Shapes marked as "-" don't have a built-in ray casting implementation in Parry, and would require using e.g. convex hulls or compound shapes.
2D:
| Shape | Our implementation | Parry |
|---|---|---|
| Circle | 535.88 μs | 585.60 μs |
| Circular arc | 708.05 μs | - |
| Circular sector | 3.5025 ms | - |
| Circular segment | 3.3423 ms | - |
| Ellipse | 487.78 μs | - |
| Annulus | 631.67 μs | - |
| Capsule | 1.8968 ms | 10.729 ms |
| Rectangle | 566.97 μs | 1.7967 ms |
| Rhombus | 2.8950 ms | - |
| Line | 605.50 μs | - |
| Line segment | 721.86 μs | 1.7208 ms |
| Regular polygon | 6.1786 ms | - |
| Triangle | 3.4512 ms | 4.6280 ms |
3D:
| Shape | Our implementation | Parry |
|---|---|---|
| Sphere | 521.23 μs | 534.39 μs |
| Cuboid | 496.98 μs | 1.1455 ms |
| Cylinder | 1.5770 ms | 6.8190 ms |
| Cone | 1.9658 ms | 6.4109 ms |
| Conical frustum | 2.1117 ms | - |
| Capsule | 721.44 μs | 9.8425 ms |
| Triangle | 1.0066 ms | 1.7841 ms |
| Tetrahedron | 3.3739 ms | - |
| Torus | 506.93 μs | - |
As you can see, all of our implementations outperform those found in Parry, and we also have many more supported shapes. Of course Parry also has its own shapes that we don't have yet, like triangle meshes, heightfields, and half-spaces.
Why so much faster?
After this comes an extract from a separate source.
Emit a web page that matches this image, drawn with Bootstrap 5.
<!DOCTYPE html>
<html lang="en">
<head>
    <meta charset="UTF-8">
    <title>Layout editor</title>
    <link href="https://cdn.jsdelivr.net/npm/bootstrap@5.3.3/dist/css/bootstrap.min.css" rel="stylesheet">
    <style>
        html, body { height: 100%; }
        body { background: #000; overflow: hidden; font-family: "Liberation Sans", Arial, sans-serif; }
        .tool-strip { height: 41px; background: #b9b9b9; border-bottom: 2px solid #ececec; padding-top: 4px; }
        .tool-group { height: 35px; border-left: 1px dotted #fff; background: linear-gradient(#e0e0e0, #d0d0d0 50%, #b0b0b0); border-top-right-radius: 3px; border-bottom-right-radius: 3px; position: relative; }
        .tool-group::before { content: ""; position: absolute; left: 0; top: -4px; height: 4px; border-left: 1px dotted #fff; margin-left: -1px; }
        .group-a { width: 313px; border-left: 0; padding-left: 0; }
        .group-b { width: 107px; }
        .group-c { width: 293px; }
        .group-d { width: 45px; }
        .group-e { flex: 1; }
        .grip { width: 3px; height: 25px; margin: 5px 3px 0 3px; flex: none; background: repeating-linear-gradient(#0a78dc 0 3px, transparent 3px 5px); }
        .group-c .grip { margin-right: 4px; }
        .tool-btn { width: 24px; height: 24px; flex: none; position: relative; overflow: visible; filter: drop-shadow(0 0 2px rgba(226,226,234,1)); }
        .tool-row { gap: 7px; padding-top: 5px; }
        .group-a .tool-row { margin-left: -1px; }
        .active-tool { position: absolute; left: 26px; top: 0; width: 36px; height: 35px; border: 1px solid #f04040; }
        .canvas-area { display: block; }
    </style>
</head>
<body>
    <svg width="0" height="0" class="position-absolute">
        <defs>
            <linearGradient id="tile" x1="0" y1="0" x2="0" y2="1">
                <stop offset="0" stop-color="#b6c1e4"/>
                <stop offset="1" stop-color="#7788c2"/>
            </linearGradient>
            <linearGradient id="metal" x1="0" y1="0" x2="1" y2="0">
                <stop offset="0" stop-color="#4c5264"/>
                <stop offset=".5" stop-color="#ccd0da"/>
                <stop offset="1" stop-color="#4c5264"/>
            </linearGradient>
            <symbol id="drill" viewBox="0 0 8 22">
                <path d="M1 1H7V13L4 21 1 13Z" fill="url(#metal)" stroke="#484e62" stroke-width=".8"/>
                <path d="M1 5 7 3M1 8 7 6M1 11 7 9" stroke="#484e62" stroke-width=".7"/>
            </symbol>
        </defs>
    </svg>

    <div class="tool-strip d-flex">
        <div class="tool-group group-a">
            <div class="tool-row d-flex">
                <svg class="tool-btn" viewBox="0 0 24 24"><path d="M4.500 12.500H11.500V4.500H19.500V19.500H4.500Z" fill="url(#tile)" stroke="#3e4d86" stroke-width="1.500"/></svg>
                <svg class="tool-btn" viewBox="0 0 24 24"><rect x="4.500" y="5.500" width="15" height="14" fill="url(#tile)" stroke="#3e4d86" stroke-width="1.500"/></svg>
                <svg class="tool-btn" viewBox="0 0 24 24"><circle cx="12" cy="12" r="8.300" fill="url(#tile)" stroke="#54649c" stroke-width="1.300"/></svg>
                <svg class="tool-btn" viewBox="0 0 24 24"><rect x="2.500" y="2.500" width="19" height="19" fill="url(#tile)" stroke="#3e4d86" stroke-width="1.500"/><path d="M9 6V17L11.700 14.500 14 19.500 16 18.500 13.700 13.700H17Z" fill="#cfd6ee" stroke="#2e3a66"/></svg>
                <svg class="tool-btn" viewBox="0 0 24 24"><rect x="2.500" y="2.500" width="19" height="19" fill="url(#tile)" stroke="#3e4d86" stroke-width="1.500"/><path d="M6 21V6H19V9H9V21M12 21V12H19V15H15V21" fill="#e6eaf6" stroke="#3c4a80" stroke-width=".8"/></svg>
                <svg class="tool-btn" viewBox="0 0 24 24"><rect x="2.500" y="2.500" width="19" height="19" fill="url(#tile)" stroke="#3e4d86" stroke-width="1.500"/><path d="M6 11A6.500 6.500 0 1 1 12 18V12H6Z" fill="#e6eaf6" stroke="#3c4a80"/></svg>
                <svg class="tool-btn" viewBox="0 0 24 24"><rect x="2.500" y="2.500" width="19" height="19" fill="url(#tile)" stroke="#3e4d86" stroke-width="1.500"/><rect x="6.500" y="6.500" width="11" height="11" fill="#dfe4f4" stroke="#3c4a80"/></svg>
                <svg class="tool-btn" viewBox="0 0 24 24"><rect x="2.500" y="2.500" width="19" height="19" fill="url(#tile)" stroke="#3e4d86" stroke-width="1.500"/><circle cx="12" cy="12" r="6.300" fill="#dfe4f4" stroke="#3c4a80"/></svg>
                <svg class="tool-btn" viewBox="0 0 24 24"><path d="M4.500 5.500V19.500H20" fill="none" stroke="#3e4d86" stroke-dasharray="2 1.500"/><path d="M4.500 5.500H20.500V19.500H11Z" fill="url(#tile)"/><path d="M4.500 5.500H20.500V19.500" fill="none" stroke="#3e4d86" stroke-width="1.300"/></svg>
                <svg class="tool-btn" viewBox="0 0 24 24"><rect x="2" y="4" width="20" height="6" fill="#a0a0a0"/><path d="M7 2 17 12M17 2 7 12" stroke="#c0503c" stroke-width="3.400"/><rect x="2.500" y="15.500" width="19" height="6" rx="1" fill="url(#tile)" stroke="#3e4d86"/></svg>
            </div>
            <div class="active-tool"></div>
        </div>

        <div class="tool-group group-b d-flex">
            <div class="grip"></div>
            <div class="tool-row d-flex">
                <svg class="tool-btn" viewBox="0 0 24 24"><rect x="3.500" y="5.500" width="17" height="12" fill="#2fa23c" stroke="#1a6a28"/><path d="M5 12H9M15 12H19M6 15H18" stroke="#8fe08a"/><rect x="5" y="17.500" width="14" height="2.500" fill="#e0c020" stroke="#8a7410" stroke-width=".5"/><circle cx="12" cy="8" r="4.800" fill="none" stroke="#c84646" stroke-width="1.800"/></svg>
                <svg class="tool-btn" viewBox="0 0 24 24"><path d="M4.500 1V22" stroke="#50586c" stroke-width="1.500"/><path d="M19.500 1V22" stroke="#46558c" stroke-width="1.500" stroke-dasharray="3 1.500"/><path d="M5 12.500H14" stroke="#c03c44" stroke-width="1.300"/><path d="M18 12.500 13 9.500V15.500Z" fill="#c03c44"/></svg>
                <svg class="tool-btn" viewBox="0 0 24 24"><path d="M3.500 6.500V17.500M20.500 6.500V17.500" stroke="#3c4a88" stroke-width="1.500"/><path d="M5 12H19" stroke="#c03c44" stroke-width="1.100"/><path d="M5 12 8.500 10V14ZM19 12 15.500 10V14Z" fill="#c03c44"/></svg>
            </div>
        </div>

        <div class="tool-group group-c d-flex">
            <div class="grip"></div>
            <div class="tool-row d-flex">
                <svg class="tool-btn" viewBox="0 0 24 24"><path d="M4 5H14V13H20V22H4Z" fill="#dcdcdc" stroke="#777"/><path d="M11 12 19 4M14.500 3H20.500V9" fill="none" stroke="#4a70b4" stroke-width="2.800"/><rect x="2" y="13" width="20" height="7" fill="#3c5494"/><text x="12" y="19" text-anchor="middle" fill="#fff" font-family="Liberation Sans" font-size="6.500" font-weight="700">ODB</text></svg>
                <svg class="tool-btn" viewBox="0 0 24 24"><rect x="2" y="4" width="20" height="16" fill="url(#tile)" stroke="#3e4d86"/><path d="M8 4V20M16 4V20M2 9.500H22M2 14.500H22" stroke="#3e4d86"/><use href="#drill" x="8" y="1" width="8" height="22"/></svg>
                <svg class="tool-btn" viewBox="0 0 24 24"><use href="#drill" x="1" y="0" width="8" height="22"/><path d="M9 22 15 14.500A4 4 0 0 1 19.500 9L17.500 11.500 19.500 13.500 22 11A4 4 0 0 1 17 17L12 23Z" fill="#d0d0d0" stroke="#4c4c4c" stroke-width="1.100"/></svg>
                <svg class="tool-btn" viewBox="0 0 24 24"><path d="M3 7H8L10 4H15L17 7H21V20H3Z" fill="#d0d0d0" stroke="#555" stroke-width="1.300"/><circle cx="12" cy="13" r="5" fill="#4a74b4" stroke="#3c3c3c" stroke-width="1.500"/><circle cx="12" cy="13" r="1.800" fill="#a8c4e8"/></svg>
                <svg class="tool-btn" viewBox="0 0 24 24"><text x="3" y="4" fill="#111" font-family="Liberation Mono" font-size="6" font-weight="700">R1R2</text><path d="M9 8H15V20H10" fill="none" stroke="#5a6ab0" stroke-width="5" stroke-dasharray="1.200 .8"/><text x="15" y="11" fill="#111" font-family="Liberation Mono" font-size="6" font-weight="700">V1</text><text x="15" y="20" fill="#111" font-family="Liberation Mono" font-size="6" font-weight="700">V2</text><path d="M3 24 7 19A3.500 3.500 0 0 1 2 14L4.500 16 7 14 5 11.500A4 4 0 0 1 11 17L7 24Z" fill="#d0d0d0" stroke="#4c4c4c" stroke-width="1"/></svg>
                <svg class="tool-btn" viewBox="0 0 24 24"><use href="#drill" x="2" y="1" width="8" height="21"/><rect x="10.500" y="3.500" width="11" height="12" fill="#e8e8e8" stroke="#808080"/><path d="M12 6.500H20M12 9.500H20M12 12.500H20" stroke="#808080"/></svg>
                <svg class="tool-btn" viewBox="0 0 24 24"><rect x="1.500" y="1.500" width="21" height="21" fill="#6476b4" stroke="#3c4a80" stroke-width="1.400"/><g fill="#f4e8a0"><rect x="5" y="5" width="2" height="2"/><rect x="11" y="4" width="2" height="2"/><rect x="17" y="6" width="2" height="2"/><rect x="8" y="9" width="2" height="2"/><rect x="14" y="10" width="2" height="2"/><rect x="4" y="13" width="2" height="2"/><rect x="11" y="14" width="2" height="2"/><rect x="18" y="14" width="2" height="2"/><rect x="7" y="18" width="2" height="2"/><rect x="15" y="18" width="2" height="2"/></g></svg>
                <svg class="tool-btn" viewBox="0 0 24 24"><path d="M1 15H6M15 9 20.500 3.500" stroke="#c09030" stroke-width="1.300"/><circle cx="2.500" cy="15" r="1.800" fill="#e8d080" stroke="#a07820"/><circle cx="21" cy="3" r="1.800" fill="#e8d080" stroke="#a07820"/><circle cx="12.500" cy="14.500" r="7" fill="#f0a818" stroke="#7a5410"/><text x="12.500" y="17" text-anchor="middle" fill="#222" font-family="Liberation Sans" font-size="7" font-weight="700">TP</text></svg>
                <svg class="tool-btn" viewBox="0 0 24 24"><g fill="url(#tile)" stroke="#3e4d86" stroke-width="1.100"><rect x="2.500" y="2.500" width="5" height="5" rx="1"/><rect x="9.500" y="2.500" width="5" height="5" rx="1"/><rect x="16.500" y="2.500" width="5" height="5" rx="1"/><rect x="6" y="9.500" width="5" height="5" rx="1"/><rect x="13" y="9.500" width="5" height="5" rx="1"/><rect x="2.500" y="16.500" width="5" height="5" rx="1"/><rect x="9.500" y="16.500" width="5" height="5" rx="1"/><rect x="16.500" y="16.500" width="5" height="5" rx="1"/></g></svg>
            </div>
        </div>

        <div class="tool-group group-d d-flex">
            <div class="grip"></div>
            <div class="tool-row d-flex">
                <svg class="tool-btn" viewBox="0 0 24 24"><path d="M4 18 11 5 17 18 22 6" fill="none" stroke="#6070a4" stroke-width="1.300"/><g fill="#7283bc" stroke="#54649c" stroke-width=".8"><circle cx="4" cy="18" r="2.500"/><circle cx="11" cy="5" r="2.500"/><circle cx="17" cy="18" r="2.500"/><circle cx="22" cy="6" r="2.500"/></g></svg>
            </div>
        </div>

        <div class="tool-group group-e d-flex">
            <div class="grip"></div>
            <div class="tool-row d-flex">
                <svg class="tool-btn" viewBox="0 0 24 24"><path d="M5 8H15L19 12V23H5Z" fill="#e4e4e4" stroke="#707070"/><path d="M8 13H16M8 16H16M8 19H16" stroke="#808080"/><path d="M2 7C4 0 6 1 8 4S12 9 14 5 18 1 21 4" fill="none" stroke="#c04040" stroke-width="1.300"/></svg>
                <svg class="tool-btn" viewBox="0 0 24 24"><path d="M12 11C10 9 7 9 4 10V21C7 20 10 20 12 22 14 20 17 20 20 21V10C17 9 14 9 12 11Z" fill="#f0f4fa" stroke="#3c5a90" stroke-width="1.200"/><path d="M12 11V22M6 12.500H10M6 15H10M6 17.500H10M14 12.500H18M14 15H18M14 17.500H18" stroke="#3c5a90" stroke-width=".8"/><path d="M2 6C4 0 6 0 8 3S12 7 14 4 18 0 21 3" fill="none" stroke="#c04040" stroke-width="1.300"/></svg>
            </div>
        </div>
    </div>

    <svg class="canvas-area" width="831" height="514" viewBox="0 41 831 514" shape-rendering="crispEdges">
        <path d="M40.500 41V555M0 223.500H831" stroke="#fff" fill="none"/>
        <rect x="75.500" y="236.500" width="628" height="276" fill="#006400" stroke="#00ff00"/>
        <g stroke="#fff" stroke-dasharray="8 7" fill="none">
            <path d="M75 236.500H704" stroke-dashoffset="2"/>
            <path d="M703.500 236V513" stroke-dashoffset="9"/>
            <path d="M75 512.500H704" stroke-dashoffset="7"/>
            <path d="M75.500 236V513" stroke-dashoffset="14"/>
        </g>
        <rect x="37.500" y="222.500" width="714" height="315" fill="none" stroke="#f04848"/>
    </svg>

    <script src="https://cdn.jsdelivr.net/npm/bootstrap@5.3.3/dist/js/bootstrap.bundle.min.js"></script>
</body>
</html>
For shapes like capsules, cylinders, and cones, Parry actually doesn't have custom analytic solutions. Instead, it uses a form of GJK-based ray casting. This works for arbitrary shapes with support maps, but is less efficient and robust than the analytic solutions I implemented. Sometimes Parry's approach even completely misses ray hits for shapes like capsules because of the algorithm failing to converge with the way it's configured in Parry.
For other shapes like balls and cuboids, it's harder to say, but I did find several simplifications and ways to make CPU go brrr in comparison to Parry, and spent time micro-optimizing common shapes like Triangle3d in particular. It could also just be that Glam is simply faster in some cases here.
Showcase
Below are the new ray_cast_2d and ray_cast_3d examples. Keep in mind that this does not involve mesh picking of any kind: each object here stores a component that stores the underlying primitive shape, and then a system performs ray casts.
https://github.com/user-attachments/assets/c871a501-54a5-4e5e-93b3-7c868a5267a6
https://github.com/user-attachments/assets/6a667c25-e40a-4a55-9e15-4bdd041f15c1
Acknowledgments
Thank you @Olle-Lukowski for creating initial versions of a lot of the 2D ray casting implementations in bevy_contrib_raycast! They worked wonderfully as a base to build on top of.
This is my favorite PR for 0.16 :) thanks for implementing this, this is great!